-- begin --
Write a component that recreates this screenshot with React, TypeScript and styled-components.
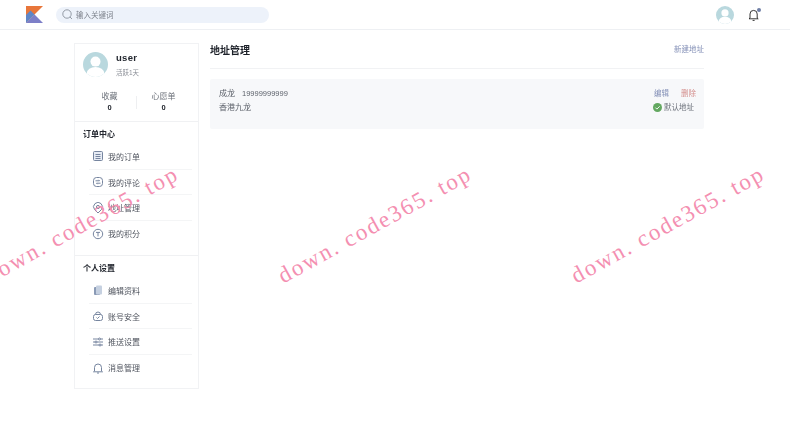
import React from "react";
import styled, { createGlobalStyle } from "styled-components";

const Global = createGlobalStyle`
  html, body { margin: 0; padding: 0; background: #fff; }
  body { font-family: "Liberation Sans", "Noto Sans CJK SC", sans-serif; color: #333; overflow: hidden; }
`;
const Page = styled.div`position: relative; width: 790px; height: 448px; overflow: hidden; background: #fff;`;
const Shell = styled.div`filter: blur(0.35px);`;
const Header = styled.header`height: 29px; border-bottom: 1px solid #eef0f3; display: flex; align-items: center; padding: 0 29px 0 26px;`;
const Logo = styled.svg`width: 17px; height: 17px; flex: none; margin-right: 13px;`;
const Search = styled.div`width: 213px; height: 16px; border-radius: 8px; background: #edf2fa; display: flex; align-items: center; gap: 3px; padding-left: 6px; box-sizing: border-box; font-size: 7.5px; color: #7c818b;`;
const HeaderRight = styled.div`margin-left: auto; display: flex; align-items: center; gap: 13px;`;
const BellWrap = styled.div`position: relative; width: 14px; height: 14px;`;
const Dot = styled.span`position: absolute; right: 0; top: 0; width: 4px; height: 4px; border-radius: 50%; background: #6f7fa6;`;
const Content = styled.main`display: flex; gap: 11px; padding: 13px 0 0 74px; align-items: flex-start;`;
const Sidebar = styled.aside`width: 125px; height: 346px; border: 1px solid #f1f2f4; box-sizing: border-box; flex: none; background: #fff;`;
const Profile = styled.section`height: 78px; border-bottom: 1px solid #f0f1f3; padding: 8px 8px 0; box-sizing: border-box;`;
const UserRow = styled.div`display: flex; align-items: center; gap: 8px;`;
const UserText = styled.div`display: flex; flex-direction: column; gap: 5px;`;
const UserName = styled.div`font-size: 9.5px; font-weight: 700; letter-spacing: .3px; color: #23272f; line-height: 11px;`;
const Active = styled.div`font-size: 6.5px; color: #8b8f97; line-height: 9px;`;
const Stats = styled.div`display: flex; align-items: center; margin-top: 14px;`;
const Stat = styled.div`flex: 1; text-align: center; font-size: 8px; color: #6a6f78; line-height: 11px;`;
const StatNum = styled.div`font-weight: 700; color: #23272f; font-size: 7.5px;`;
const StatDivider = styled.div`width: 1px; height: 13px; background: #eeeff1; flex: none;`;
const NavGroup = styled.section<{ $border?: boolean }>`height: ${p => (p.$border ? "134px" : "auto")}; border-bottom: ${p => (p.$border ? "1px solid #f0f1f3" : "none")}; padding: 8px 6px 0 8px; box-sizing: border-box;`;
const NavTitle = styled.div`font-size: 8px; font-weight: 700; color: #23272f; line-height: 10px; margin-bottom: 4px;`;
const NavRow = styled.div<{ $last?: boolean }>`height: 25.7px; margin-left: 6px; padding-left: 3px; display: flex; align-items: center; gap: 4px; font-size: 8px; color: #50555f; border-bottom: ${p => (p.$last ? "none" : "1px solid #f4f5f6")}; box-sizing: border-box;`;
const IconBox = styled.svg`width: 12px; height: 12px; flex: none; fill: none; stroke: #76859f; stroke-width: 1;`;
const Main = styled.div`width: 494px; margin-top: -3px;`;
const TitleRow = styled.div`display: flex; justify-content: space-between; align-items: center; height: 20px; padding-bottom: 8px; border-bottom: 1px solid #f1f2f4;`;
const Title = styled.h1`margin: 0 0 2px; font-size: 10px; font-weight: 700; color: #1c2028;`;
const NewLink = styled.div`font-size: 7.5px; color: #8692b8; margin-bottom: 3px;`;
const AddressCard = styled.div`margin-top: 10px; height: 50px; background: #f7f8fa; border-radius: 2px; display: flex; justify-content: space-between; padding: 9px 8px 0 9px; box-sizing: border-box; font-size: 8px; color: #5a5f68;`;
const Line = styled.div`line-height: 11px; margin-bottom: 3px;`;
const Phone = styled.span`margin-left: 7px; font-size: 7.5px;`;
const Right = styled.div`display: flex; flex-direction: column; width: 43px; white-space: nowrap; font-size: 7.5px;`;
const Actions = styled.div`display: flex; gap: 12px; line-height: 11px; margin-bottom: 3px; padding-left: 1px;`;
const Edit = styled.span`color: #8692b8;`;
const Del = styled.span`color: #d48f8d;`;
const Default = styled.div`display: flex; align-items: center; gap: 2px; line-height: 11px; color: #6f747d;`;
const Watermarks = styled.div`position: absolute; inset: 0; pointer-events: none;`;
const Mark = styled.div<{ $x: number }>`position: absolute; left: ${p => p.$x}px; top: 225px; width: 0; height: 0; display: flex; align-items: center; justify-content: center; transform: rotate(-29deg); font-family: "Liberation Serif", serif; font-size: 23px; letter-spacing: 2px; color: #f48fb1; white-space: nowrap;`;

const Avatar = ({ size }: { size: number }) => (
  <svg width={size} height={size} viewBox="0 0 26 26" style={{ flex: "none" }}>
    <defs><clipPath id={`c${size}`}><circle cx="13" cy="13" r="13" /></clipPath></defs>
    <circle cx="13" cy="13" r="13" fill="#b9d8de" />
    <g clipPath={`url(#c${size})`} fill="#fff">
      <circle cx="13" cy="10" r="5.2" />
      <ellipse cx="13" cy="22" rx="9" ry="6.5" />
    </g>
  </svg>
);

const icons: Record<string, React.ReactNode> = {
  order: <><rect x="1.5" y="1.5" width="9" height="9" rx="1" fill="#e6ebf4" /><path d="M3.5 4.5h5M3.5 6.5h5M3.5 8.5h5" /></>,
  comment: <><rect x="1.5" y="1.5" width="9" height="9" rx="3" /><path d="M3.5 4.8h4l-1-1M8.5 7.2h-4l1 1" /></>,
  address: <><path d="M6 11 2.6 7.6a4.4 4.4 0 1 1 6.8 0Z" /><circle cx="6" cy="5" r="1.6" /></>,
  points: <><circle cx="6" cy="6" r="4.7" /><path d="M4 4.4h4M6 4.4v4" /></>,
  profile: <><rect x="2" y="3" width="6" height="8" rx="1" fill="#8a9ab5" stroke="none" /><rect x="4" y="1.5" width="6" height="9" rx="1" fill="#c5d0e0" stroke="none" /></>,
  safe: <><rect x="1.5" y="4.5" width="9" height="6" rx="2" /><path d="M3.5 4.5a2.5 2.5 0 0 1 5 0M4.5 7.5l1 1 2-2" /></>,
  push: <><path d="M1 3h10M1 6h10M1 9h10" /><circle cx="7.5" cy="3" r="1" fill="#fff" /><circle cx="4" cy="6" r="1" fill="#fff" /><circle cx="8" cy="9" r="1" fill="#fff" /></>,
  bell: <><path d="M2.5 9V5.5a3.5 3.5 0 0 1 7 0V9l1 .8h-9Z" /><path d="M5 11h2" /></>,
};

const Item = ({ icon, label, last }: { icon: string; label: string; last?: boolean }) => (
  <NavRow $last={last}>
    <IconBox viewBox="0 0 12 12">{icons[icon]}</IconBox>
    {label}
  </NavRow>
);

export default function App() {
  return (
    <Page>
      <Global />
      <Shell>
        <Header>
          <Logo viewBox="0 0 17 17">
            <path d="M0 0H17L8.5 8.5 0 17Z" fill="#e8763a" />
            <path d="M0 9 4.5 4.5 8.5 8.5 0 17Z" fill="#5f86c6" />
            <path d="M0 17 8.5 8.5 17 17Z" fill="#7d7fc8" />
          </Logo>
          <Search>
            <svg width="11" height="11" viewBox="0 0 11 11" fill="none" stroke="#7d8590" strokeWidth=".8">
              <circle cx="5" cy="5" r="4.2" /><path d="m8 8 2 2" />
            </svg>
            输入关键词
          </Search>
          <HeaderRight>
            <Avatar size={18} />
            <BellWrap>
              <svg width="14" height="14" viewBox="0 0 14 14" fill="none" stroke="#222" strokeWidth=".9">
                <path d="M3 10V6a3.6 3.6 0 0 1 7.2 0v4l1 .8H2Z" /><path d="M5.6 12.4h2" />
              </svg>
              <Dot />
            </BellWrap>
          </HeaderRight>
        </Header>
        <Content>
          <Sidebar>
            <Profile>
              <UserRow>
                <Avatar size={25} />
                <UserText>
                  <UserName>user</UserName>
                  <Active>活跃1天</Active>
                </UserText>
              </UserRow>
              <Stats>
                <Stat>收藏<StatNum>0</StatNum></Stat>
                <StatDivider />
                <Stat>心愿单<StatNum>0</StatNum></Stat>
              </Stats>
            </Profile>
            <NavGroup $border>
              <NavTitle>订单中心</NavTitle>
              <Item icon="order" label="我的订单" />
              <Item icon="comment" label="我的评论" />
              <Item icon="address" label="地址管理" />
              <Item icon="points" label="我的积分" last />
            </NavGroup>
            <NavGroup>
              <NavTitle>个人设置</NavTitle>
              <Item icon="profile" label="编辑资料" />
              <Item icon="safe" label="账号安全" />
              <Item icon="push" label="推送设置" />
              <Item icon="bell" label="消息管理" last />
            </NavGroup>
          </Sidebar>
          <Main>
            <TitleRow>
              <Title>地址管理</Title>
              <NewLink>新建地址</NewLink>
            </TitleRow>
            <AddressCard>
              <div>
                <Line>成龙<Phone>19999999999</Phone></Line>
                <Line>香港九龙</Line>
              </div>
              <Right>
                <Actions><Edit>编辑</Edit><Del>删除</Del></Actions>
                <Default>
                  <svg width="9" height="9" viewBox="0 0 9 9"><circle cx="4.5" cy="4.5" r="4.5" fill="#63a860" /><path d="m2.4 4.6 1.5 1.5 2.8-2.8" fill="none" stroke="#fff" strokeWidth=".9" /></svg>
                  默认地址
                </Default>
              </Right>
            </AddressCard>
          </Main>
        </Content>
      </Shell>
      <Watermarks>
        <Mark $x={82}>down. code365. top</Mark>
        <Mark $x={375}>down. code365. top</Mark>
        <Mark $x={668}>down. code365. top</Mark>
      </Watermarks>
    </Page>
  );
}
-- end --
WHAT IS NEEDED: Write the number of lines containing the word "React" and nothing besides it.

FULL OUTPUT: 3